Managing Anxiety and Decision Fatigue During the Test

Decision fatigue sets in when a student spends too much mental energy debating whether to skip a question or stay. Establish a "30-second rule": if you haven't written a valid starting step (like a derivative or an integral setup) within 30 seconds of reading, skip it. This removes the emotional weight of the decision. If you feel a surge of anxiety after encountering a difficult Euler's Method problem, use a 10-second "box breathing" technique to reset. High-stakes exams are as much a test of emotional regulation as they are of mathematical proficiency. By having a pre-determined plan for "what to do when I'm stuck," you preserve your executive function for the actual calculus rather than using it to manage panic.

Practice Techniques to Build Your Timing Instincts

Timed Section Drills Under Realistic Conditions

You cannot expect to master AP Calc BC time management strategies on the day of the exam without prior conditioning. Conduct practice sessions that mimic the actual test environment: no music, no snacks, and a strict timer. Use a physical clock rather than a phone to get used to glancing away from your paper. Start with "sprint drills"—attempting 10 no-calculator multiple-choice questions in 15 minutes. This "over-training" at a faster pace than the actual exam (which allows 20 minutes for 10 questions) makes the real test feel slower and more manageable. By the time you sit for the actual AP, your internal clock should instinctively tell you when you have spent too long on a single Integration by Parts problem.

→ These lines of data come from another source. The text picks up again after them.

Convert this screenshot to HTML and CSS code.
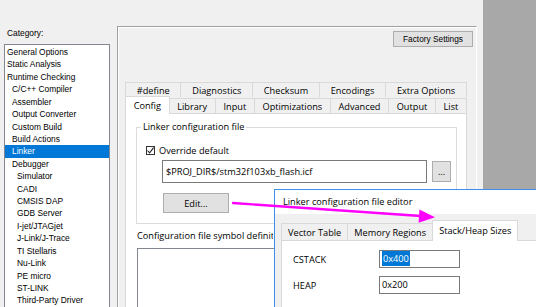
FILE: index.html
```html
<!DOCTYPE html>
<html lang="en">
<head>
    <meta charset="UTF-8">
    <title>Options for node</title>
    <link rel="stylesheet" href="styles.css">
</head>
<body>
    <div class="window">
        <aside class="category">
            <div class="category-label">Category:</div>
            <ul class="category-list">
                <li>General Options</li>
                <li>Static Analysis</li>
                <li>Runtime Checking</li>
                <li class="lvl1">C/C++ Compiler</li>
                <li class="lvl1">Assembler</li>
                <li class="lvl1">Output Converter</li>
                <li class="lvl1">Custom Build</li>
                <li class="lvl1">Build Actions</li>
                <li class="lvl1 selected">Linker</li>
                <li class="lvl1">Debugger</li>
                <li class="lvl2">Simulator</li>
                <li class="lvl2">CADI</li>
                <li class="lvl2">CMSIS DAP</li>
                <li class="lvl2">GDB Server</li>
                <li class="lvl2">I-jet/JTAGjet</li>
                <li class="lvl2">J-Link/J-Trace</li>
                <li class="lvl2">TI Stellaris</li>
                <li class="lvl2">Nu-Link</li>
                <li class="lvl2">PE micro</li>
                <li class="lvl2">ST-LINK</li>
                <li class="lvl2">Third-Party Driver</li>
            </ul>
        </aside>

        <main class="options">
            <div class="options-top">
                <button class="btn factory">Factory Settings</button>
            </div>
            <div class="tabs">
                <div class="tab-row back">
                    <span class="tab">#define</span>
                    <span class="tab">Diagnostics</span>
                    <span class="tab">Checksum</span>
                    <span class="tab">Encodings</span>
                    <span class="tab">Extra Options</span>
                </div>
                <div class="tab-row front">
                    <span class="tab active">Config</span>
                    <span class="tab">Library</span>
                    <span class="tab">Input</span>
                    <span class="tab">Optimizations</span>
                    <span class="tab">Advanced</span>
                    <span class="tab">Output</span>
                    <span class="tab">List</span>
                </div>
            </div>
            <div class="tab-page">
                <fieldset class="group">
                    <legend>Linker configuration file</legend>
                    <label class="check-row">
                        <span class="checkbox">
                            <svg width="9" height="9" viewBox="0 0 9 9"><path d="M1.5 4.5 L3.6 6.8 L7.6 1.6" fill="none" stroke="#222" stroke-width="1.1"/></svg>
                        </span>
                        Override default
                    </label>
                    <div class="path-row">
                        <div class="textbox path">$PROJ_DIR$/stm32f103xb_flash.icf</div>
                        <button class="btn browse">...</button>
                    </div>
                    <button class="btn edit">Edit...</button>
                </fieldset>
                <div class="symbols-label">Configuration file symbol definitions: (one per line)</div>
                <div class="textbox symbols"></div>
            </div>
        </main>

        <div class="backdrop"></div>
    </div>

    <section class="editor">
        <div class="editor-title">Linker configuration file editor</div>
        <div class="editor-tabs">
            <span class="etab">Vector Table</span>
            <span class="etab">Memory Regions</span>
            <span class="etab active">Stack/Heap Sizes</span>
        </div>
        <div class="editor-panel">
            <div class="size-row">
                <span class="size-name">CSTACK</span>
                <div class="textbox size"><span class="sel">0x400</span></div>
            </div>
            <div class="size-row">
                <span class="size-name">HEAP</span>
                <div class="textbox size">0x200</div>
            </div>
        </div>
    </section>

    <svg class="arrow" width="536" height="307" viewBox="0 0 536 307">
        <line x1="233" y1="203" x2="421" y2="216" stroke="#ff00ff" stroke-width="2.4" stroke-linecap="round"/>
        <polygon points="435,217.2 418.6,222.8 419.4,209.6" fill="#ff00ff"/>
    </svg>
</body>
</html>
```

FILE: styles.css
```css
body {
    margin: 0;
    width: 536px;
    height: 307px;
    overflow: hidden;
    position: relative;
    background: #f0f0f0;
    color: #000;
    font-family: "Open Sans", "Noto Sans CJK SC", sans-serif;
    font-size: 9.2px;
}
.window {
    display: flex;
    height: 307px;
}

/* category tree */
.category {
    flex: none;
    display: flex;
    flex-direction: column;
    width: 110px;
    padding-left: 4px;
    box-sizing: border-box;
    font-family: "Liberation Sans", Arial, sans-serif;
    font-size: 8.4px;
}
.category-label {
    height: 44px;
    padding: 28px 0 0 3px;
    box-sizing: border-box;
    line-height: 10px;
}
.category-list {
    flex: 1;
    margin: 0;
    padding: 1px 0 0;
    list-style: none;
    overflow: hidden;
    background: #fff;
    border: 1px solid #828790;
    border-bottom: none;
}
.category-list li {
    height: 12.43px;
    line-height: 12.43px;
    padding-left: 2px;
    white-space: nowrap;
}
.category-list .lvl1 {
    padding-left: 7px;
}
.category-list .lvl2 {
    padding-left: 12px;
}
.category-list .selected {
    background: #0078d7;
    color: #fff;
}

/* options frame */
.options {
    flex: none;
    display: flex;
    flex-direction: column;
    width: 358px;
    margin: 26px 0 0 7px;
    border: 1px solid;
    border-color: #a0a0a0 #fff #fff #a0a0a0;
    border-bottom: none;
    box-shadow: inset 1px 1px 0 #fff;
}
.options-top {
    display: flex;
    justify-content: flex-end;
    padding: 4px 3px 0 0;
}
.btn {
    font: inherit;
    color: #000;
    background: #e1e1e1;
    border: 1px solid #adadad;
    padding: 0;
    margin: 0;
}
.factory {
    width: 80px;
    height: 16px;
    font-family: "Liberation Sans", Arial, sans-serif;
    font-size: 8.3px;
}
.tabs {
    margin: 35px 0 0 7px;
    width: 342px;
}
.tab-row {
    display: flex;
    align-items: flex-end;
}
.tab-row.back {
    height: 15px;
}
.tab-row.front {
    height: 16px;
}
.tab {
    flex: 1 1 auto;
    text-align: center;
    height: 15px;
    line-height: 15px;
    padding: 0 5px;
    border: 1px solid #d9d9d9;
    border-bottom: none;
    margin-left: -1px;
    box-sizing: border-box;
    background: #f0f0f0;
    white-space: nowrap;
}
.tab:first-child {
    margin-left: 0;
}
.tab-row.front .tab.active {
    height: 18px;
    line-height: 17px;
    margin-bottom: -1px;
    background: #fff;
    position: relative;
}
.tab-page {
    flex: 1;
    min-height: 0;
    overflow: hidden;
    margin-left: 7px;
    width: 342px;
    box-sizing: border-box;
    background: #fff;
    border: 1px solid #d9d9d9;
    border-bottom: none;
}
.group {
    margin: 7px 9px 0 10px;
    padding: 0 0 10px 9px;
    border: 1px solid #dcdcdc;
    height: 103px;
    box-sizing: border-box;
}
.group legend {
    padding: 0 2px;
    margin-left: -5px;
    line-height: 12px;
}
.check-row {
    display: flex;
    align-items: center;
    gap: 4px;
    margin-top: 13px;
    height: 9px;
}
.checkbox {
    width: 9px;
    height: 9px;
    box-sizing: border-box;
    border: 1px solid #333;
    background: #fff;
    display: flex;
}
.checkbox svg {
    margin: -1px;
}
.path-row {
    display: flex;
    align-items: center;
    gap: 5px;
    margin: 5px 0 0 16px;
}
.textbox {
    background: #fff;
    border: 1px solid #7a7a7a;
    box-sizing: border-box;
    white-space: nowrap;
}
.path {
    width: 265px;
    height: 23px;
    line-height: 21px;
    padding-left: 3px;
}
.browse {
    width: 19px;
    height: 21px;
}
.edit {
    display: block;
    width: 66px;
    height: 20px;
    margin: 10px 0 0 17px;
}
.symbols-label {
    width: 136px;
    overflow: hidden;
    margin: 6px 0 0 11px;
    line-height: 12px;
    white-space: nowrap;
}
.symbols {
    margin: 6px 0 0 11px;
    width: 320px;
    height: 60px;
    border-color: #828790;
    border-bottom: none;
}
.backdrop {
    flex: 1;
    margin-left: 6px;
    background: #a8a8a8;
}

/* popup editor */
.editor {
    position: absolute;
    left: 274px;
    top: 189px;
    right: 0;
    bottom: 0;
    overflow: hidden;
    background: #f0f0f0;
    border-left: 1px solid #3c91e6;
    border-top: 1px solid #3c91e6;
}
.editor-title {
    height: 24px;
    line-height: 24px;
    padding-left: 8px;
    background: #fff;
    white-space: nowrap;
}
.editor-tabs {
    display: flex;
    align-items: flex-end;
    height: 20px;
    margin: 6px 0 0 6px;
}
.etab {
    height: 17px;
    line-height: 17px;
    padding: 0 6px;
    border: 1px solid #d9d9d9;
    border-bottom: none;
    margin-left: -1px;
    box-sizing: border-box;
    white-space: nowrap;
}
.etab:first-child {
    margin-left: 0;
}
.etab.active {
    height: 21px;
    line-height: 19px;
    margin-bottom: -1px;
    background: #fff;
    position: relative;
}
.editor-panel {
    margin-left: 6px;
    height: 68px;
    background: #fff;
    border-top: 1px solid #d9d9d9;
    border-left: 1px solid #d9d9d9;
    padding: 9px 0 0 11px;
}
.size-row {
    display: flex;
    align-items: center;
    margin-bottom: 8px;
}
.size-name {
    width: 86px;
}
.size {
    width: 81px;
    height: 18px;
    line-height: 16px;
    padding-left: 2px;
}
.sel {
    background: #0078d7;
    color: #fff;
    padding: 1px 1px;
}
.arrow {
    position: absolute;
    left: 0;
    top: 0;
    pointer-events: none;
}
```
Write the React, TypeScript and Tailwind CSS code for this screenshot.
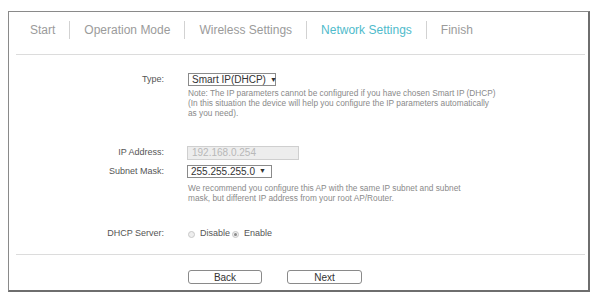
const tabs = [
  { label: "Start", active: false },
  { label: "Operation Mode", active: false },
  { label: "Wireless Settings", active: false },
  { label: "Network Settings", active: true },
  { label: "Finish", active: false },
];

const font = "font-['Liberation_Sans',Arial,sans-serif]";

const Label = ({ children }: { children: React.ReactNode }) => (
  <div className="w-[155px] shrink-0 text-right text-[9px] text-[#555]">{children}</div>
);

const Radio = ({ checked }: { checked?: boolean }) => (
  <span className="flex h-[7px] w-[7px] items-center justify-center rounded-full border border-[#c8c8c8] bg-[#eee]">
    {checked && <span className="h-[3px] w-[3px] rounded-full bg-[#8a8a8a]" />}
  </span>
);

export default function App() {
  return (
    <div className={`min-h-[300px] w-[599px] bg-white pt-[11px] ${font}`}>
      <div className="ml-[8px] w-[582px] border-t border-l border-r-2 border-b-2 border-t-[#8a8a8a] border-l-[#8a8a8a] border-r-[#6e6e6e] border-b-[#6e6e6e] pb-[6px]">
        {/* step tabs */}
        <div className="flex pl-[7px] pt-[9px]">
          {tabs.map((t, i) => (
            <div
              key={t.label}
              className={`flex h-[18px] items-center whitespace-nowrap px-[14px] text-[12px] ${
                i > 0 ? "border-l border-[#d2d2d2]" : ""
              } ${t.active ? "text-[#4fbbcb]" : "text-[#9b9b9b]"}`}
            >
              {t.label}
            </div>
          ))}
        </div>
        <div className="ml-[7px] mr-[3px] mt-[15px] h-px bg-[#dcdcdc]" />

        {/* type */}
        <div className="mt-[18px] flex items-center gap-[24px]">
          <Label>Type:</Label>
          <div className="flex h-[13px] w-[88px] items-center whitespace-nowrap border border-[#8a8a8a] pl-[3px] text-[10px] text-[#333]">
            Smart IP(DHCP)
            <span className="ml-[4px] text-[7px]">▼</span>
          </div>
        </div>
        <div className="ml-[179px] mt-[1px] w-[340px] text-[8.3px] leading-[10px] text-[#8a8a8a]">
          Note: The IP parameters cannot be configured if you have chosen Smart IP (DHCP)
          <br />
          (In this situation the device will help you configure the IP parameters automatically
          <br />
          as you need).
        </div>

        {/* ip address */}
        <div className="mt-[28px] flex items-center gap-[24px]">
          <Label>IP Address:</Label>
          <div className="-ml-px flex h-[14px] w-[112px] items-center border border-[#cfcfcf] bg-[#ededed] pl-[4px] text-[10px] text-[#b8b8b8]">
            192.168.0.254
          </div>
        </div>
        <div className="mt-[5px] flex items-center gap-[24px]">
          <Label>Subnet Mask:</Label>
          <div className="-ml-px flex h-[13px] w-[85px] items-center whitespace-nowrap border border-[#8a8a8a] pl-[3px] text-[10px] text-[#333]">
            255.255.255.0
            <span className="ml-[4px] text-[7px]">▼</span>
          </div>
        </div>
        <div className="ml-[179px] mt-[5px] w-[340px] text-[8.3px] leading-[10px] text-[#8a8a8a]">
          We recommend you configure this AP with the same IP subnet and subnet
          <br />
          mask, but different IP address from your root AP/Router.
        </div>

        {/* dhcp server */}
        <div className="mt-[26px] flex h-[10px] items-center gap-[24px]">
          <Label>DHCP Server:</Label>
          <div className="flex items-center text-[9px] text-[#555]">
            <Radio />
            <span className="ml-[5px] mr-[2px]">Disable</span>
            <Radio checked />
            <span className="ml-[5px]">Enable</span>
          </div>
        </div>

        <div className="ml-[7px] mr-[3px] mt-[15px] h-px bg-[#dcdcdc]" />

        {/* buttons */}
        <div className="ml-[179px] mt-[15px] flex gap-[25px]">
          <button className="flex h-[14px] w-[74px] items-center justify-center rounded-[3px] border border-[#8a8a8a] bg-white text-[10px] text-[#333]">
            Back
          </button>
          <button className="flex h-[14px] w-[75px] items-center justify-center rounded-[3px] border border-[#8a8a8a] bg-white text-[10px] text-[#333]">
            Next
          </button>
        </div>
      </div>
    </div>
  );
}
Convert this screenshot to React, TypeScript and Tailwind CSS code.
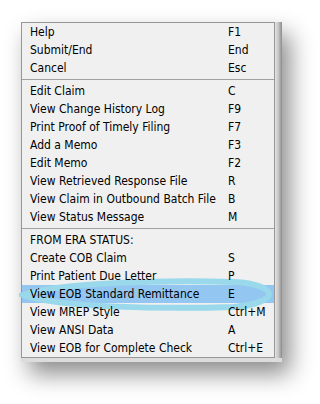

Analyzing Where You Lose Time in Practice Tests

After completing a practice exam, perform a "time audit." Don't just look at what you got wrong; look at which questions took the longest. Did a Polar Area question take 20 minutes? If so, was the bottleneck in the setup, the integration, or the calculator use? Often, students lose time in the "algebraic woods"—getting lost in complex simplifications that aren't even necessary for the final answer. In the FRQs, remember that you do not need to simplify numerical answers. Leaving an answer as $3(1/2) + \sin(\pi/4)$ is perfectly acceptable and saves 30 seconds of arithmetic that could lead to an error. Identifying these personal "time leaks" allows you to target your final weeks of study on streamlining those specific processes.

Developing Personal Benchmarks for Question Types

Every student has different strengths. You should develop personal benchmarks based on your performance. If you are a "Series expert," you might decide to tackle the Taylor Series FRQ (usually Question 6) earlier in the session to ensure you get those points. Conversely, if Related Rates are a struggle, acknowledge that those questions will likely be your "Pass Two" items. Knowing your "miles per hour" on different topics allows you to customize the standard pacing advice. If you know you can finish a Slope Field problem in 8 minutes, you can "gift" those extra 7 minutes to a more grueling Logistic Growth differential equation. This level of self-awareness transforms the exam from a race against the clock into a strategic exercise in point acquisition.